Ruedi Noser prend la défense des employés

Les employés de banque ayant de grandes responsabilités et des contacts importants avec la clientèle reçoivent souvent jusqu'à un an de salaire en bonus s'ils atteignent leurs objectifs, une partie étant à chaque fois versée en actions que les bénéficiaires ne peuvent pas vendre pendant trois ans.

Ruedi Noser veut surtout s'engager pour les collaborateurs de Credit Suisse qui ont fait un «bon travail» jusqu'à la fin et qui seraient maintenant punis. «Ceux qui ont provoqué la débâcle et qui ont été assez intelligents pour partir à temps sont récompensés. C'est pervers!»

À la question de savoir quels employés de la banque à deux voiles sont concernés par les suppressions de bonus, une porte-parole de l'entreprise décline de répondre: «No comment.» Pas de commentaire non plus sur les 250'000 francs mentionnés par Ruedi Noser. Credit Suisse renvoie simplement à un communiqué de presse du département des finances. On y lit: «Il faut éviter de toucher des collaborateurs qui ne sont pas eux-mêmes à l'origine de la crise.»

Les bonus auraient un effet toxique

Pour les employés, l'incertitude est extrêmement pesante, explique l'Association suisse des employés de banque: «Une tempête se prépare, mais personne ne sait s'il sera touché.» Pour les salariés normaux, le bonus fait partie intégrante du revenu et remplace le 13e mois de salaire habituel dans d'autres branches. «Vis-à-vis de ces employés, la banque doit tenir ses engagements et verser les bonus promis», revendique l'association syndicale. Ce n'est pas le cas pour les cadres supérieurs: «La loi sur les banques prévoit pour eux des mesures que le Département des finances a désormais ordonnées.»

Il est clair que les bonus ont un effet négatif, explique un ancien banquier de Credit Suisse à Blick. Celui qui veut atteindre ses objectifs par tous les moyens est prêt à prendre des risques plus élevés: «Pour la banque, cela peut devenir dangereux.»

Le «cirque» commence chaque automne, raconte l'ancien collaborateur. «C'est à ce moment-là que les banquiers ont le sourire.» Tous veulent faire bonne impression auprès du chef, car l'enveloppe contenant le bonus arrive bientôt. «Les uns s'en servent pour payer leurs impôts ou leur appartement de vacances à la montagne, les autres se précipitent sans tarder à la Bahnhofstrasse pour s'acheter une nouvelle Rolex à 35'000 francs.»

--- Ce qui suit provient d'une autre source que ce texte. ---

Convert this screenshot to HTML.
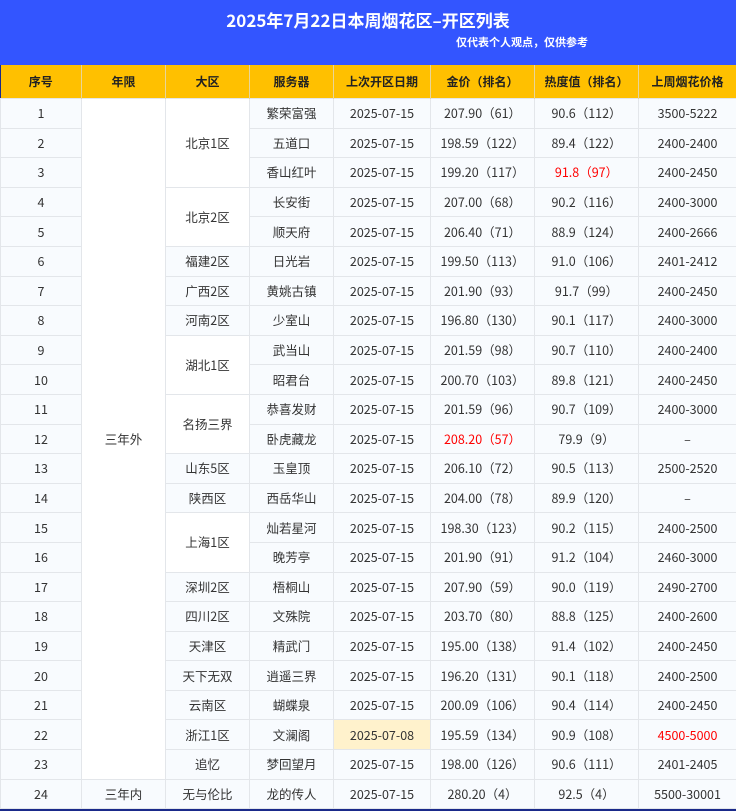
<!DOCTYPE html><html><head><meta charset="utf-8"><style>
body{margin:0;width:736px;height:811px;overflow:hidden;background:#1a2a8a;font-family:"Noto Sans CJK SC",sans-serif}
.hd{height:65px;background:#3355ff;color:#fff;position:relative}
.hd h1{margin:0;position:absolute;top:7px;left:0;width:736px;text-align:center;font-size:17px;font-weight:bold;line-height:26px}
.hd .s{position:absolute;top:34px;left:456px;font-size:11px;font-weight:bold;line-height:16px}
table{border-collapse:collapse;table-layout:fixed;width:736px;font-size:12.5px;color:#333}
th{background:#ffc000;height:33px;font-weight:bold;font-size:12px;color:#222;border-right:1px solid #e8d59a;padding:0;line-height:16px}
td{height:28.6px;padding:0;text-align:center;vertical-align:middle;line-height:16px;border:1px solid #e3e6ea;background:#f8fbfe;white-space:nowrap}
td.m{background:#fff}
.r{color:#f00}.y{background:#fff2cc}
</style></head><body>
<div class="hd"><h1>2025年7月22日本周烟花区–开区列表</h1><div class="s">仅代表个人观点，仅供参考</div></div>
<table>
<colgroup><col style="width:81px"><col style="width:84px"><col style="width:84px"><col style="width:84px"><col style="width:97px"><col style="width:104px"><col style="width:104px"><col style="width:98px"></colgroup>
<tr><th>序号</th><th>年限</th><th>大区</th><th>服务器</th><th>上次开区日期</th><th>金价（排名）</th><th>热度值（排名）</th><th>上周烟花价格</th></tr>
<tr><td>1</td><td class="m" rowspan="23">三年外</td><td class="m" rowspan="3">北京1区</td><td>繁荣富强</td><td>2025-07-15</td><td>207.90（61）</td><td>90.6（112）</td><td>3500-5222</td></tr>
<tr><td>2</td><td>五道口</td><td>2025-07-15</td><td>198.59（122）</td><td>89.4（122）</td><td>2400-2400</td></tr>
<tr><td>3</td><td>香山红叶</td><td>2025-07-15</td><td>199.20（117）</td><td class="r">91.8（97）</td><td>2400-2450</td></tr>
<tr><td>4</td><td class="m" rowspan="2">北京2区</td><td>长安街</td><td>2025-07-15</td><td>207.00（68）</td><td>90.2（116）</td><td>2400-3000</td></tr>
<tr><td>5</td><td>顺天府</td><td>2025-07-15</td><td>206.40（71）</td><td>88.9（124）</td><td>2400-2666</td></tr>
<tr><td>6</td><td>福建2区</td><td>日光岩</td><td>2025-07-15</td><td>199.50（113）</td><td>91.0（106）</td><td>2401-2412</td></tr>
<tr><td>7</td><td>广西2区</td><td>黄姚古镇</td><td>2025-07-15</td><td>201.90（93）</td><td>91.7（99）</td><td>2400-2450</td></tr>
<tr><td>8</td><td>河南2区</td><td>少室山</td><td>2025-07-15</td><td>196.80（130）</td><td>90.1（117）</td><td>2400-3000</td></tr>
<tr><td>9</td><td class="m" rowspan="2">湖北1区</td><td>武当山</td><td>2025-07-15</td><td>201.59（98）</td><td>90.7（110）</td><td>2400-2400</td></tr>
<tr><td>10</td><td>昭君台</td><td>2025-07-15</td><td>200.70（103）</td><td>89.8（121）</td><td>2400-2450</td></tr>
<tr><td>11</td><td class="m" rowspan="2">名扬三界</td><td>恭喜发财</td><td>2025-07-15</td><td>201.59（96）</td><td>90.7（109）</td><td>2400-3000</td></tr>
<tr><td>12</td><td>卧虎藏龙</td><td>2025-07-15</td><td class="r">208.20（57）</td><td>79.9（9）</td><td>–</td></tr>
<tr><td>13</td><td>山东5区</td><td>玉皇顶</td><td>2025-07-15</td><td>206.10（72）</td><td>90.5（113）</td><td>2500-2520</td></tr>
<tr><td>14</td><td>陕西区</td><td>西岳华山</td><td>2025-07-15</td><td>204.00（78）</td><td>89.9（120）</td><td>–</td></tr>
<tr><td>15</td><td class="m" rowspan="2">上海1区</td><td>灿若星河</td><td>2025-07-15</td><td>198.30（123）</td><td>90.2（115）</td><td>2400-2500</td></tr>
<tr><td>16</td><td>晚芳亭</td><td>2025-07-15</td><td>201.90（91）</td><td>91.2（104）</td><td>2460-3000</td></tr>
<tr><td>17</td><td>深圳2区</td><td>梧桐山</td><td>2025-07-15</td><td>207.90（59）</td><td>90.0（119）</td><td>2490-2700</td></tr>
<tr><td>18</td><td>四川2区</td><td>文殊院</td><td>2025-07-15</td><td>203.70（80）</td><td>88.8（125）</td><td>2400-2600</td></tr>
<tr><td>19</td><td>天津区</td><td>精武门</td><td>2025-07-15</td><td>195.00（138）</td><td>91.4（102）</td><td>2400-2450</td></tr>
<tr><td>20</td><td>天下无双</td><td>逍遥三界</td><td>2025-07-15</td><td>196.20（131）</td><td>90.1（118）</td><td>2400-2500</td></tr>
<tr><td>21</td><td>云南区</td><td>蝴蝶泉</td><td>2025-07-15</td><td>200.09（106）</td><td>90.4（114）</td><td>2400-2450</td></tr>
<tr><td>22</td><td>浙江1区</td><td>文澜阁</td><td class="y">2025-07-08</td><td>195.59（134）</td><td>90.9（108）</td><td class="r">4500-5000</td></tr>
<tr><td>23</td><td>追忆</td><td>梦回望月</td><td>2025-07-15</td><td>198.00（126）</td><td>90.6（111）</td><td>2401-2405</td></tr>
<tr><td>24</td><td>三年内</td><td>无与伦比</td><td>龙的传人</td><td>2025-07-15</td><td>280.20（4）</td><td>92.5（4）</td><td>5500-30001</td></tr>
</table>
</body></html>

«Irresponsabilité collective»

L'un de ceux qui luttent contre cette tendance «Wall Street» est le conseiller national vert Gerhard Andrey. Il s'engage pour un marché financier viable, orienté vers l'économie réelle et ayant un impact positif sur l'homme et l'environnement: «Le reste doit être transféré au casino pour personnes aisées, où l'on joue avec des produits fantaisistes.»

Mi-avril, le Parlement se réunira en session spéciale sur la chute de Crédit Suisse. Au menu des débats figurent les régulations, le droit d'urgence ainsi que la culture des bonus. Il s'agira également de déterminer qui est réellement responsable de tout ce gâchis. Gerhard Andrey annonce la couleur: «Il s'agit maintenant de construire un marché financier qui ne nous explose pas à la figure tous les dix ans.»

Selon l'entrepreneur fribourgeois, la manière de fonctionner jusqu'à présent est inacceptable: «Il y avait une irresponsabilité collective.» Selon lui, les systèmes d'incitation ne sont pas gravés dans la pierre. «D'autres branches s'en sortent sans bonus exorbitants – et fonctionnent parfaitement.» À l'avenir, il ne doit plus y avoir de systèmes d'incitation monétaire qui encouragent la prise de risques dangereux. La chute de Credit Suisse serait un signe clair que «ce système a vécu».